We haven’t changed a bit in the 180 years since the story was published. Just the other day, a comment that I see fairly often on the internet popped up again. “I don’t mind my tax money going to help poor people,” the poster write, “but I have a real problem sending it to idle people.” The comment echoes the remark Scrooge makes to justify his penuriousness: “I don’t make merry myself at Christmastime, and I can’t afford to make idle people merry. I help to support the prisons and the workhouses, and those who are badly off must go there.”

This year’s reading of A Christmas Carol, my 48th at my old home church, St. Thomas in Hanover, brought with it a revelation. Which is – we’ve all heard, dozens of times, the introduction to a piece of music, a sermon, a story that includes a reference to the sense of overwhelming darkness current in the world, and how this bit of brightness is meant as a counter to the temptation to despair. The mistake I’ve always made is sometimes to believe that anything can make those clouds roll away.

Nothing can, I finally realize. I remember once, in an argument with my father, who was a priest, asking how many souls he’d saved. He was nonplussed, which I then reckoned a victory. Now I see that his job was much more mundane – weddings, funerals, baptisms, and preaching, to be sure; but also mediating arguments between spouses, finding rent money and apartments for indigent parishioners, helping young men in their first jobs reckon the real costs of their new cars. Much more mundane, and much more important. At his funeral, I was quite moved when any of his people called him not “Father Bill,” but “Brother Bill.”

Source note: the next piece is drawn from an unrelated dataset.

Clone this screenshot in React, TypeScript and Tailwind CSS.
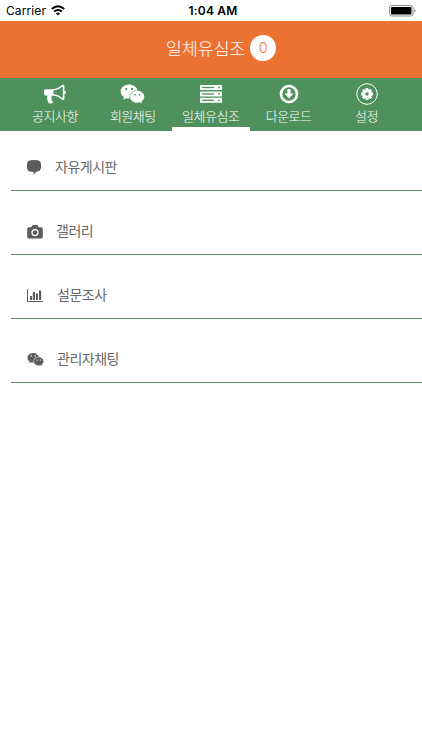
import type { ReactNode } from "react";
import { FaWeixin } from "react-icons/fa";

function MegaphoneIcon() {
  return (
    <svg viewBox="0 0 1792 1792" className="w-[22px] h-[22px]" fill="currentColor">
      <path d="M1664 640q53 0 90.5 37.5t37.5 90.5-37.5 90.5-90.5 37.5v384q0 52-38 90t-90 38q-417-347-812-380-58 19-91 66t-31 100.5 40 92.5q-20 33-23 65.5t6 58 33.5 55 48 50 61.5 50.5q-29 58-111.5 83t-168.5 11.5-132-55.5q-7-23-29.5-87.5t-32-94.5-23-89-15-101 3.5-98.5 22-110.5h-122q-66 0-113-47t-47-113v-192q0-66 47-113t113-47h480q435 0 896-384 52 0 90 38t38 90v384zm-128 604v-954q-394 302-768 343v270q377 42 768 341z" />
    </svg>
  );
}

function ServerIcon() {
  return (
    <svg viewBox="0 0 22 18" className="w-[22px] h-[18px]">
      {[0, 6.4, 12.8].map((y) => (
        <g key={y}>
          <rect x="0" y={y} width="22" height="5" rx="0.4" fill="white" />
          <rect x="2" y={y + 1.9} width="12" height="1.3" fill="#4f915c" />
          <circle cx="19" cy={y + 2.5} r="0.9" fill="#4f915c" />
        </g>
      ))}
    </svg>
  );
}

function DownloadIcon() {
  return (
    <svg viewBox="0 0 20 20" className="w-5 h-5">
      <circle cx="10" cy="10" r="8" fill="none" stroke="currentColor" strokeWidth="2.7" />
      <path d="M8.4 5h3.2v4.6h2.9L10 14.5 5.5 9.6h2.9z" fill="currentColor" />
    </svg>
  );
}

function SettingsIcon() {
  return (
    <svg viewBox="0 0 22 22" className="w-[22px] h-[22px]">
      <circle cx="11" cy="11" r="10.3" fill="none" stroke="currentColor" strokeWidth="1" />
      <circle cx="11" cy="11" r="3.3" fill="none" stroke="currentColor" strokeWidth="3" />
      {[0, 45, 90, 135, 180, 225, 270, 315].map((angle) => (
        <rect
          key={angle}
          x="9.6"
          y="5"
          width="2.8"
          height="2.5"
          rx="0.5"
          fill="currentColor"
          transform={`rotate(${angle} 11 11)`}
        />
      ))}
    </svg>
  );
}

function BubbleIcon() {
  return (
    <svg viewBox="0 0 14 15" className="w-[14px] h-[15px]" fill="currentColor">
      <path d="M3.5.3Q7-.1 10.5.3 13.6.8 13.9 3.5q.2 2.5 0 5-.4 2.400-3 2.900l-1.200.2L6.600 14.700V11.900q-1.600 0-3.400-.4Q.4 11 .1 8.500q-.2-2.500 0-5Q.4.800 3.500.300z" />
    </svg>
  );
}

function CameraIcon() {
  return (
    <svg viewBox="0 0 16 14" className="w-4 h-[14px]">
      <path
        d="M1.8 2.2h2.5L5.3.6Q5.6.1 6.2.1h3.6q.6 0 .9.5l1 1.6h2.500q1.600 0 1.600 1.600v8q0 1.600-1.600 1.600H1.800Q.2 13.400.2 11.800v-8q0-1.600 1.600-1.600z"
        fill="currentColor"
      />
      <circle cx="8" cy="7.6" r="3" fill="none" stroke="white" strokeWidth="1.3" />
    </svg>
  );
}

function ChartIcon() {
  return (
    <svg viewBox="0 0 16 13" className="w-4 h-[13px]" fill="currentColor">
      <path d="M0 0h1v12h15v1H0zM3 7h2v4H3zM5.800 3h2.200v8H5.800zM9 4.500h2V11H9zM12 1.500h2.200V11H12z" />
    </svg>
  );
}

function WifiIcon() {
  return (
    <svg viewBox="0 0 14 11" className="w-[14px] h-[11px]" fill="none" stroke="black" strokeWidth="2">
      <path d="M.8 4.1Q7-1.7 13.2 4.1M3.2 6.6q3.8-3.3 7.6 0" />
      <path d="M7 10.5 4.9 8.4q2.1-1.6 4.2 0z" fill="black" stroke="none" />
    </svg>
  );
}

function BatteryIcon() {
  return (
    <svg viewBox="0 0 27 12" className="w-[27px] h-3">
      <rect x="0.5" y="0.5" width="23.5" height="10.5" rx="2.3" fill="none" stroke="#8c8c8c" />
      <rect x="2" y="2" width="20.5" height="7.5" rx="0.8" fill="black" />
      <path d="M25.3 3.9q1.3.5 1.3 1.9t-1.3 1.9z" fill="#8c8c8c" />
    </svg>
  );
}

type Item = { label: string; icon: ReactNode };

const tabs: Item[] = [
  { label: "공지사항", icon: <MegaphoneIcon /> },
  { label: "회원채팅", icon: <FaWeixin className="w-[25px] h-[22px]" /> },
  { label: "일체유심조", icon: <ServerIcon /> },
  { label: "다운로드", icon: <DownloadIcon /> },
  { label: "설정", icon: <SettingsIcon /> },
];

const menus: (Item & { gap: string })[] = [
  { label: "자유게시판", icon: <BubbleIcon />, gap: "gap-[14px]" },
  { label: "갤러리", icon: <CameraIcon />, gap: "gap-[13px]" },
  { label: "설문조사", icon: <ChartIcon />, gap: "gap-[14px]" },
  { label: "관리자채팅", icon: <FaWeixin className="w-[17px] h-[15px]" />, gap: "gap-[13px]" },
];

export default function App() {
  return (
    <main className="h-[750px] w-full overflow-hidden bg-white font-['Noto_Sans_CJK_KR',sans-serif]">
      {/* Status bar */}
      <div className="grid h-[21px] grid-cols-3 items-center px-[6px] font-['Inter','Liberation_Sans',sans-serif] text-black">
        <div className="flex items-center gap-[5px] text-[12px] tracking-[0.1px]">
          <span>Carrier</span>
          <WifiIcon />
        </div>
        <span className="pl-1 text-center text-[12px] font-semibold tracking-[0.2px]">1:04 AM</span>
        <div className="flex justify-end">
          <BatteryIcon />
        </div>
      </div>

      {/* Header */}
      <header className="flex h-[57px] items-center justify-center gap-[5px] bg-[#ec7234] pb-[3px] pl-5 text-white">
        <h1 className="text-[17.5px] font-light tracking-[-0.2px]">일체유심조</h1>
        <span className="flex h-[26px] w-[26px] items-center justify-center rounded-full bg-white font-['Inter',sans-serif] text-[14.5px] font-light text-[#ec7234]">
          0
        </span>
      </header>

      {/* Tabs */}
      <nav className="flex h-[53px] bg-[#4f915c] pl-4 text-white">
        {tabs.map((tab) => (
          <div
            key={tab.label}
            className={`flex w-[77.9px] flex-col items-center border-b-4 pt-[5px] ${
              tab.label === "일체유심조" ? "border-white" : "border-transparent"
            }`}
          >
            <div className="flex h-[22px] items-center">{tab.icon}</div>
            <span className="mt-[1px] text-[13px] leading-5 font-light tracking-[-0.5px] whitespace-nowrap">
              {tab.label}
            </span>
          </div>
        ))}
      </nav>

      {/* Menu */}
      <ul className="pl-[11px] text-[#5c5c5c]">
        {menus.map((menu, i) => (
          <li
            key={menu.label}
            className={`flex items-center border-b border-[#589468] pl-4 ${menu.gap} ${
              i === 0 ? "h-[60px] pt-3" : "h-16 pt-4"
            }`}
          >
            <span className="pt-[2px]">{menu.icon}</span>
            <span className="pb-[2px] text-[14px] leading-5 tracking-[-0.5px] text-[#686868]">{menu.label}</span>
          </li>
        ))}
      </ul>
    </main>
  );
}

Whatever we do is probably not going to change the world. But the little bits that we do to make life a little easier for any of our fellow creatures – and I do include our furry companions – is far better than making it harder or more painful. It takes fewer muscles to smile than to frown; there’s probably a message in that fact. As the great, dark train of history rushes past, some people throw rocks or eggs at it. May we have the grace to wave cheerfully at all the people aboard.